India set to reopen temples, malls but no sprinkling of holy water


NEW DELHI: India will throw open shopping malls, restaurants and places of worship that typically attract large crowds next week, officials said, even though coronavirus infections are rising at the fastest daily rate than at any time in the past three months.

Anxious to jump-start an economy crippled by COVID-19 and put millions of people back to work, Prime Minister Narendra Modi’s government is dismantling its vast lockdown of the 1.3 billion population imposed in March.

Strict guidelines will accompany the loosening of restrictions on Monday, however.

Hotel guests will be tested for fever, masks will be compulsory at all times, and restaurants will have to set tables apart to maintain social distancing when they reopen on Monday, according to rules issued by the federal home ministry.

In places of worship, people will be asked to wash their hands and feet before entering, and there will be no distribution of food offerings or sprinkling of holy water or touching of idols and holy books.

“In view of the potential threat of spread of infection, as far as feasible, recorded devotional music/songs may be played (but) choir or singing groups should not be allowed,” the home ministry said on its website.

India‘s places of worship especially Hindu temples draw many thousands of people and the premises are usually not big enough to allow for social distancing. At Delhi’s popular Sai temple, administrators have painted circles on the street for people to stand so that they can regulate entry through its narrow corridors.

Total coronavirus infections in India have reached 226,770, along with 6,348 deaths, the health ministry said on Friday. At the current rate of growth, the caseload will surpass Italy within the next two days to become the world’s sixth largest.

With this in mind, some health experts cautioned against a hasty reopening.

“Preventing cluster formations (of COVID-19 infections) is the need of the hour. We are opening up religious places too soon, too fast.

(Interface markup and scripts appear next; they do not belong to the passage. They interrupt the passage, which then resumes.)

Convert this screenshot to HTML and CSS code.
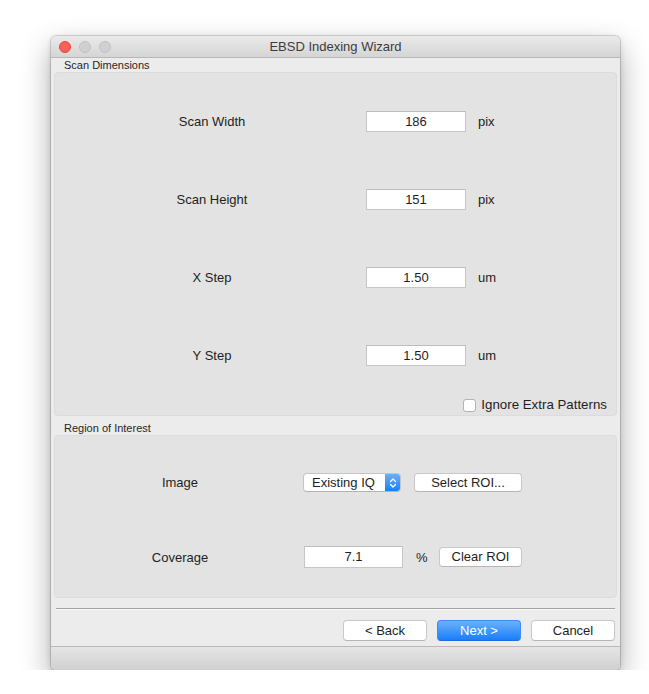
FILE: index.html
```html
<!DOCTYPE html>
<html>
<head>
<meta charset="utf-8">
<title>EBSD Indexing Wizard</title>
<link rel="stylesheet" href="styles.css">
</head>
<body>
<div class="desktop">
  <div class="window">
    <div class="titlebar">
      <div class="lights">
        <span class="light red"></span>
        <span class="light gray"></span>
        <span class="light gray"></span>
      </div>
      <div class="title">EBSD Indexing Wizard</div>
    </div>
    <div class="content">
      <div class="group-label">Scan Dimensions</div>
      <div class="groupbox scan-box">
        <div class="scan-grid">
          <div class="label">Scan Width</div>
          <div class="field">186</div>
          <div class="unit">pix</div>
          <div class="label">Scan Height</div>
          <div class="field">151</div>
          <div class="unit">pix</div>
          <div class="label">X Step</div>
          <div class="field">1.50</div>
          <div class="unit">um</div>
          <div class="label">Y Step</div>
          <div class="field">1.50</div>
          <div class="unit">um</div>
        </div>
        <div class="check-row">
          <span class="checkbox"></span>
          <span class="check-text">Ignore Extra Patterns</span>
        </div>
      </div>
      <div class="group-label roi-label">Region of Interest</div>
      <div class="groupbox roi-box">
        <div class="roi-grid">
          <div class="label roi-l">Image</div>
          <div class="popup">
            <span class="popup-text">Existing IQ</span>
            <span class="popup-arrows">
              <svg width="8" height="12" viewBox="0 0 8 12"><path d="M1.5 4.5 L4 2 L6.5 4.5" fill="none" stroke="#fff" stroke-width="1.3" stroke-linecap="round" stroke-linejoin="round"/><path d="M1.5 7.5 L4 10 L6.5 7.5" fill="none" stroke="#fff" stroke-width="1.3" stroke-linecap="round" stroke-linejoin="round"/></svg>
            </span>
          </div>
          <div class="btn btn-select">Select ROI...</div>
          <div class="label roi-l">Coverage</div>
          <div class="field field-cov">7.1</div>
          <div class="cov-extra">
            <span class="pct">%</span>
            <span class="btn btn-clear">Clear ROI</span>
          </div>
        </div>
      </div>
      <div class="separator"></div>
      <div class="nav-row">
        <div class="btn nav-btn">&lt; Back</div>
        <div class="btn nav-btn primary">Next &gt;</div>
        <div class="btn nav-btn">Cancel</div>
      </div>
    </div>
    <div class="bottombar"></div>
  </div>
</div>
</body>
</html>
```

FILE: styles.css
```css
html, body {
  margin: 0;
  padding: 0;
  background: #ffffff;
}
body {
  font-family: "Liberation Sans", Arial, sans-serif;
  font-size: 13px;
  color: #1e1e1e;
}
.desktop {
  padding: 36px 0 0 51px;
}
.window {
  width: 569px;
  height: 634px;
  background: #ececec;
  border-radius: 5px;
  box-shadow: 0 0 0 1px rgba(0,0,0,0.14), 0 12px 30px rgba(0,0,0,0.33), 0 2px 6px rgba(0,0,0,0.12);
  display: flex;
  flex-direction: column;
  overflow: hidden;
}
.titlebar {
  height: 21px;
  border-bottom: 1px solid #b8b8b8;
  background: linear-gradient(#ebeaeb, #d6d5d6);
  position: relative;
  display: flex;
  align-items: center;
  justify-content: center;
}
.lights {
  position: absolute;
  left: 8px;
  top: 5px;
  display: flex;
  gap: 8px;
}
.light {
  width: 12px;
  height: 12px;
  border-radius: 50%;
  box-sizing: border-box;
}
.light.red {
  background: #fc5f57;
  border: 1px solid #e1463f;
}
.light.gray {
  background: #d1d0d1;
  border: 1px solid #c2c1c2;
}
.title {
  color: #3c3c3c;
  font-size: 13px;
}
.content {
  flex: 1;
  padding: 0 3px;
  display: flex;
  flex-direction: column;
}
.group-label {
  height: 14px;
  line-height: 14px;
  font-size: 11px;
  padding-left: 10px;
  color: #262626;
}
.roi-label {
  margin-top: 5px;
}
.groupbox {
  background: #e3e3e3;
  border: 1px solid #dcdcdc;
  border-radius: 4px;
}
.scan-box {
  height: 344px;
  box-sizing: border-box;
  padding-top: 38px;
}
.scan-grid {
  display: grid;
  grid-template-columns: 311px 100px auto;
  grid-template-rows: repeat(4, 21px);
  row-gap: 57px;
  align-items: center;
}
.label {
  text-align: center;
  padding-left: 3px;
}
.field {
  height: 21px;
  box-sizing: border-box;
  background: #ffffff;
  border: 1px solid #c6c6c6;
  border-top-color: #bdbdbd;
  text-align: center;
  line-height: 19px;
}
.unit {
  line-height: 21px;
  padding-left: 12px;
}
.check-row {
  margin-top: 32px;
  height: 14px;
  display: flex;
  align-items: center;
  justify-content: flex-end;
  padding-right: 9px;
}
.checkbox {
  width: 13px;
  height: 13px;
  box-sizing: border-box;
  background: #fff;
  border: 1px solid #b3b3b3;
  border-radius: 3px;
  margin-right: 5px;
}
.check-text {
  line-height: 14px;
  font-size: 13.3px;
}
.roi-box {
  height: 163px;
  box-sizing: border-box;
  padding-top: 37px;
}
.roi-grid {
  display: grid;
  grid-template-columns: 248px 100px 119px;
  grid-template-rows: 19px 22px;
  row-gap: 54px;
  align-items: center;
}
.roi-l {
  padding-left: 2px;
}
.popup {
  width: 98px;
  height: 19px;
  box-sizing: border-box;
  background: #fff;
  border: 1px solid #c4c4c4;
  border-bottom-color: #b4b4b4;
  border-radius: 4px;
  display: flex;
  align-items: stretch;
  overflow: hidden;
}
.popup-text {
  flex: 1;
  padding-left: 8px;
  line-height: 17px;
}
.popup-arrows {
  width: 15px;
  background: linear-gradient(#69b1fa, #1b7ff9);
  display: flex;
  align-items: center;
  justify-content: center;
}
.btn {
  height: 20px;
  box-sizing: border-box;
  background: #fff;
  border: 1px solid #c8c8c8;
  border-bottom-color: #b5b5b5;
  border-radius: 4px;
  text-align: center;
  line-height: 18px;
  color: #1e1e1e;
}
.btn-select {
  margin-left: 11px;
  width: 108px;
  height: 19px;
  line-height: 17px;
}
.field-cov {
  height: 22px;
  line-height: 20px;
  margin-left: 1px;
}
.cov-extra {
  display: flex;
  align-items: center;
  justify-content: space-between;
  padding-left: 13px;
}
.btn-clear {
  width: 83px;
  flex-shrink: 0;
  display: block;
}
.separator {
  margin: 10px 2px 0 2px;
  height: 1px;
  background: #a4a4a4;
  border-bottom: 1px solid #f8f8f8;
}
.nav-row {
  margin-top: 10px;
  display: flex;
  justify-content: flex-end;
  gap: 10px;
  padding-right: 2px;
}
.nav-btn {
  width: 84px;
  height: 21px;
  line-height: 19px;
}
.nav-btn.primary {
  background: linear-gradient(#6bb1fb, #1a7ef9);
  border: 1px solid #3b8cf3;
  border-bottom-color: #1b6fe0;
  color: #ffffff;
}
.bottombar {
  height: 23px;
  border-top: 1px solid #b9b9b9;
  background: linear-gradient(#e6e5e6, #d1d0d1);
}
```
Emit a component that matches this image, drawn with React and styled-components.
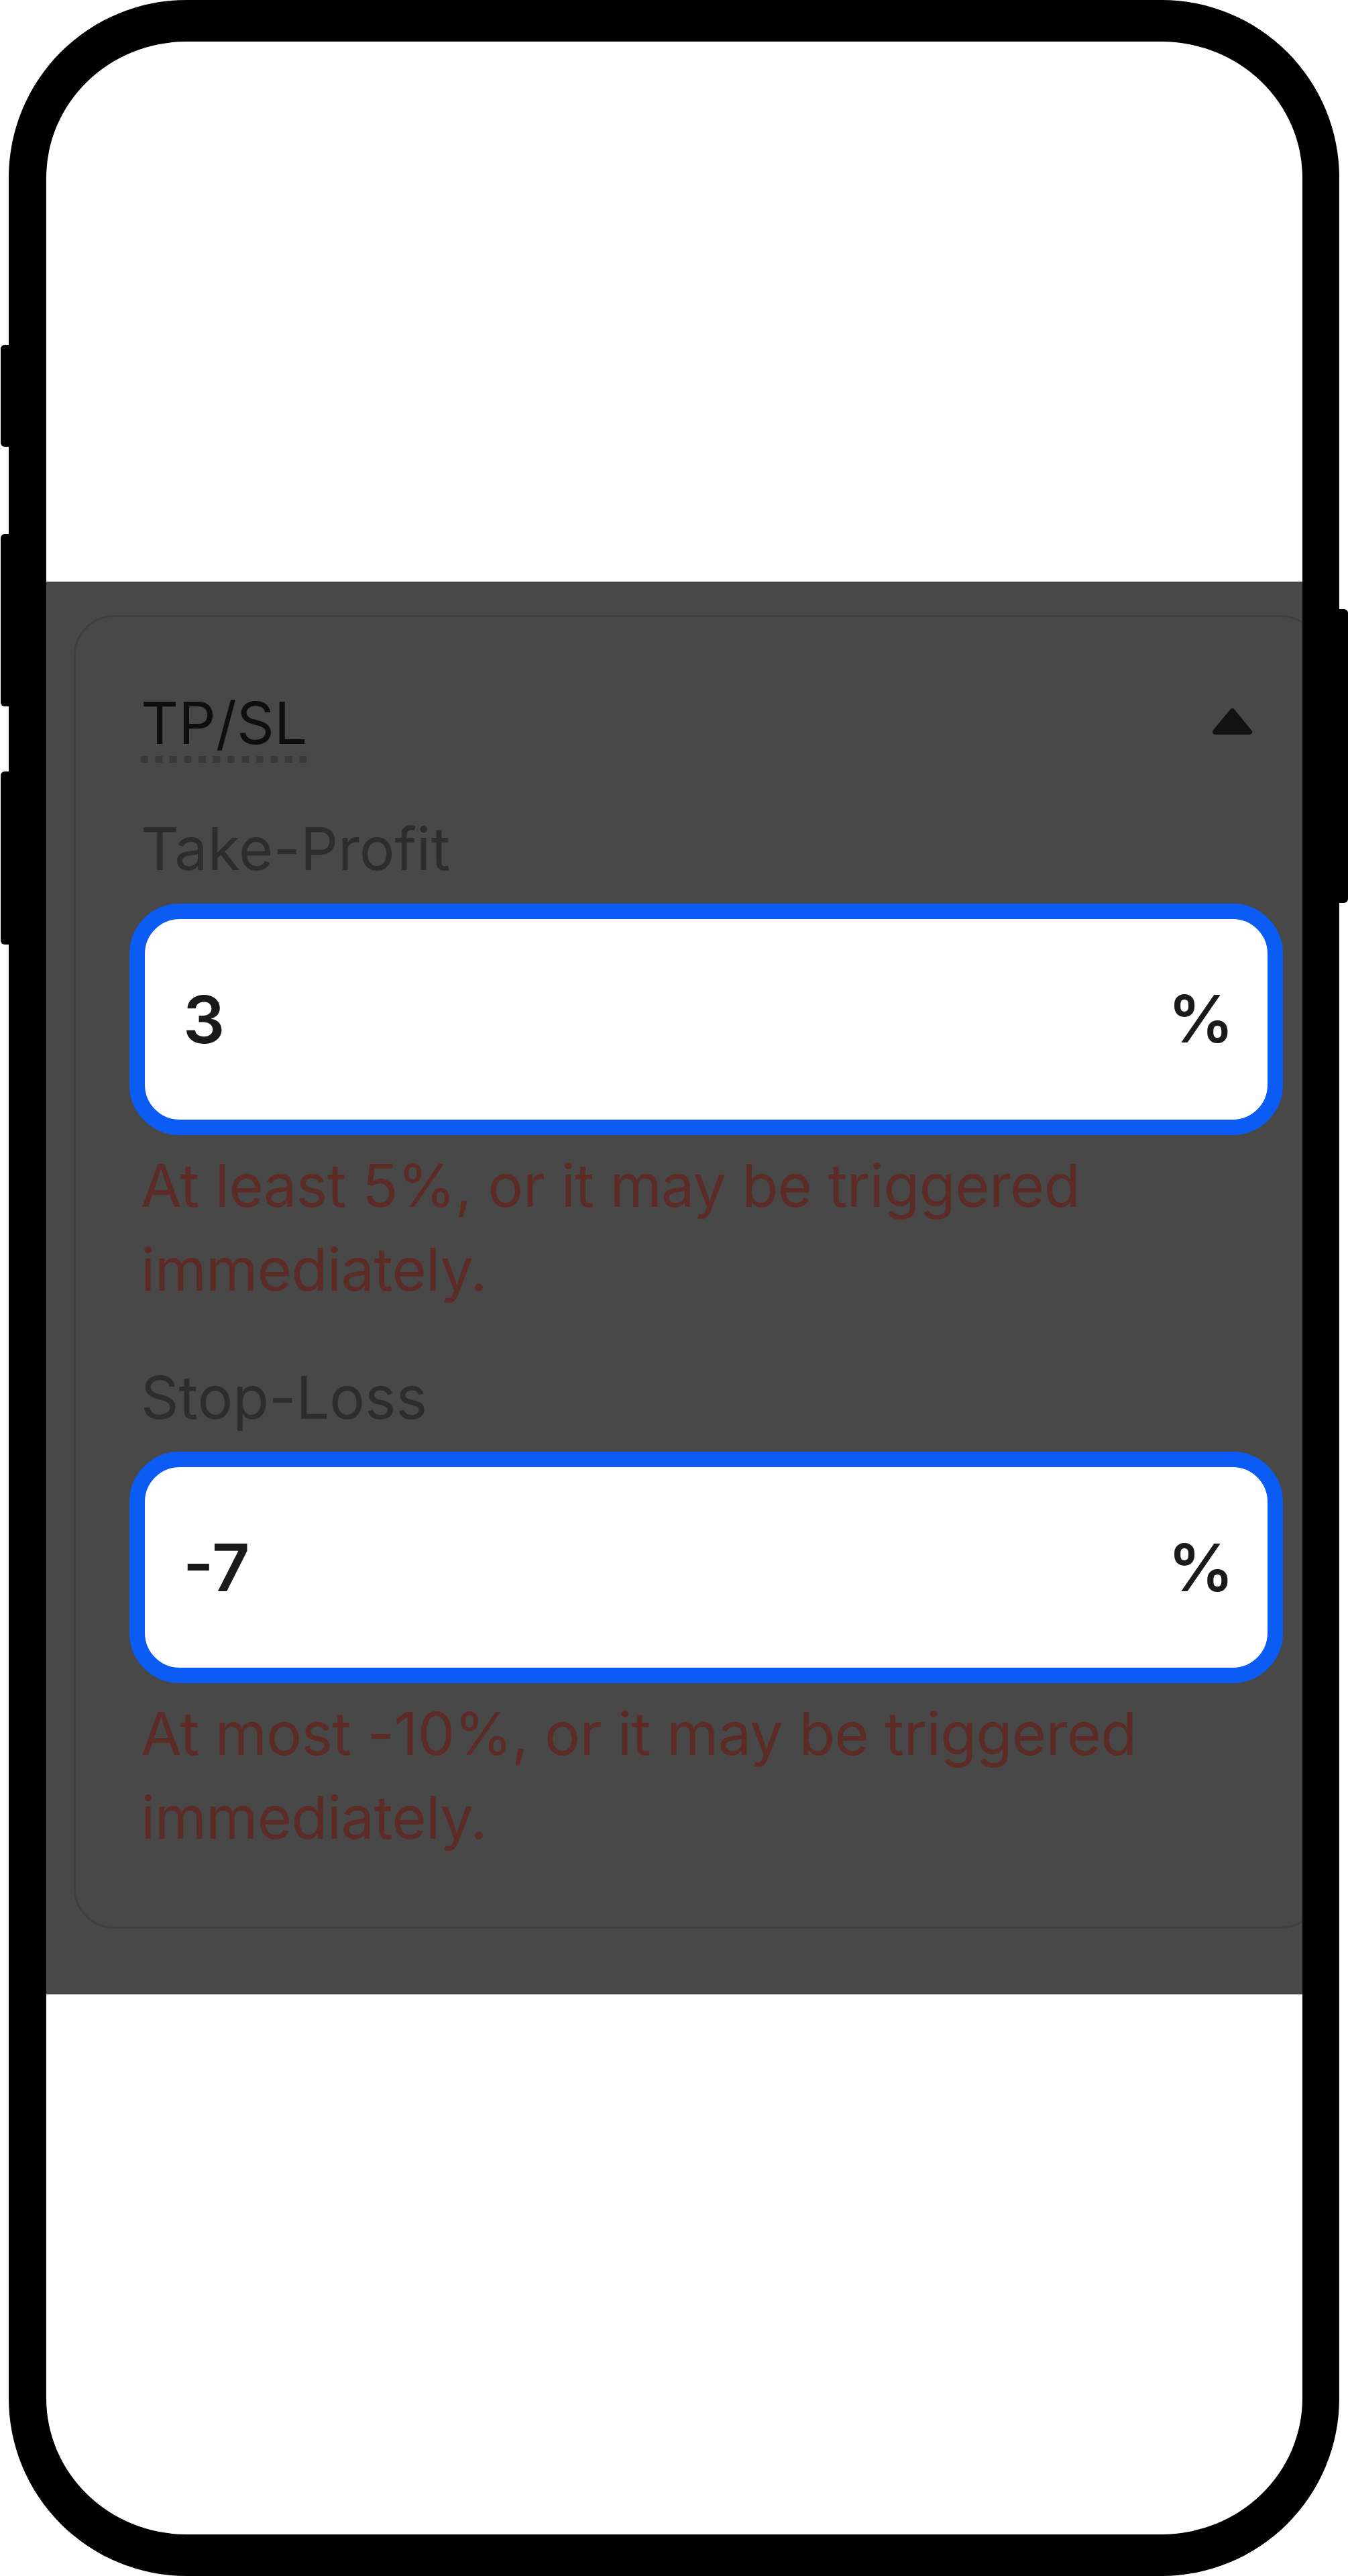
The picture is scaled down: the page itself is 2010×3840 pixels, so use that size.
import React from 'react'
import styled, { createGlobalStyle } from 'styled-components'

const GlobalStyle = createGlobalStyle`
    html, body {
        margin: 0;
        padding: 0;
        background: #ffffff;
    }
    body {
        font-family: Inter, "Liberation Sans", Roboto, sans-serif;
    }
`;

const Stage = styled.div`
    width: 2010px;
    height: 3840px;
    overflow: hidden;
`;

const Phone = styled.div`
    position: relative;
    box-sizing: border-box;
    margin-left: 13px;
    width: 1984px;
    height: 3840px;
    border-style: solid;
    border-color: #000;
    border-width: 62px 55px 62px 56px;
    border-radius: 265px;
    background: #fff;
`;

// hardware keys on the frame edge
const SideKey = styled.div`
    position: absolute;
    top: ${p => p.$top}px;
    height: ${p => p.$h}px;
    width: 13px;
    background: #000;
    ${p => p.$right
        ? 'right: -68px; border-radius: 0 6px 6px 0;'
        : 'left: -68px; border-radius: 6px 0 0 6px;'}
`;

const Screen = styled.div`
    height: 100%;
    display: flex;
    flex-direction: column;
    justify-content: center;
    overflow: hidden;
    border-radius: 205px;
`;

const Backdrop = styled.div`
    flex-shrink: 0;
    background: #484848;
    padding: 50px 0 98px 41px;
`;

const Card = styled.div`
    box-sizing: border-box;
    width: 1860px;
    border: 3px solid #3f3f3f;
    border-radius: 60px;
    padding: 106px 100px 100px 97px;
`;

const Header = styled.div`
    display: flex;
    justify-content: space-between;
    align-items: flex-start;
`;

const Title = styled.span`
    display: inline-block;
    font-size: 87px;
    line-height: 1.2;
    color: #0e0e0e;
    padding-bottom: 7px;
    background-image: linear-gradient(to right, #393939 11px, transparent 11px);
    background-size: 21.5px 10px;
    background-repeat: repeat-x;
    background-position: left bottom;
`;

const Caret = styled.svg`
    margin-top: 30px;
    width: 59px;
    height: 39px;
`;

const Label = styled.div`
    margin-top: 76px;
    font-size: 88px;
    line-height: 1.2;
    color: #2d2d2d;
`;

const Field = styled.div`
    box-sizing: border-box;
    margin: 28px 0 0 -17px;
    width: 1720px;
    height: 345px;
    border: 23px solid #0a5cf5;
    border-radius: 75px;
    background: #fff;
    display: flex;
    align-items: center;
    padding: 0 50px 0 57px;
    font-size: 98px;
    font-weight: 600;
    color: #1a1a1a;
`;

const ValueInput = styled.input`
    flex: 1;
    min-width: 0;
    border: none;
    outline: none;
    background: transparent;
    padding: 0;
    font: inherit;
    color: inherit;
`;

const Unit = styled.span`
    line-height: 1;
`;

const Hint = styled.p`
    margin: 13px 0 0;
    font-size: 88px;
    line-height: 125px;
    letter-spacing: -0.6px;
    color: #5c2b25;
`;

const fields = [
    { label: 'Take-Profit', value: '3', hint: 'At least 5%, or it may be triggered immediately.' },
    { label: 'Stop-Loss', value: '-7', hint: 'At most -10%, or it may be triggered immediately.' },
];

export default function App() {
    return (
        <Stage>
            <GlobalStyle />
            <Phone>
                <SideKey $top={452} $h={152} />
                <SideKey $top={734} $h={257} />
                <SideKey $top={1088} $h={258} />
                <SideKey $right $top={846} $h={438} />
                <Screen>
                    <Backdrop>
                        <Card>
                            <Header>
                                <Title>TP/SL</Title>
                                <Caret viewBox="0 0 59 39">
                                    <polygon
                                        points="29.5,4 55,35 4,35"
                                        fill="#121212"
                                        stroke="#121212"
                                        strokeWidth="8"
                                        strokeLinejoin="round"
                                    />
                                </Caret>
                            </Header>
                            {fields.map(f => (
                                <div key={f.label}>
                                    <Label>{f.label}</Label>
                                    <Field>
                                        <ValueInput defaultValue={f.value} />
                                        <Unit>%</Unit>
                                    </Field>
                                    <Hint>{f.hint}</Hint>
                                </div>
                            ))}
                        </Card>
                    </Backdrop>
                </Screen>
            </Phone>
        </Stage>
    )
}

Gods can wait,” Giridhar R Babu, epidemiologist at the Public Health Foundation of India, wrote on Twitter.

“The rising cases in Delhi is worrisome,” federal Health Minister Harsh Vardhan said at a review meeting with city officials where he urged them to step up surveillance.

There were 9,851 new infections in the last 24 hours, according to the health ministry, up from last week’s average daily growth of around 8,000. Mumbai, with a fifth of the infections, followed by Delhi and Chennai remain the hotspots.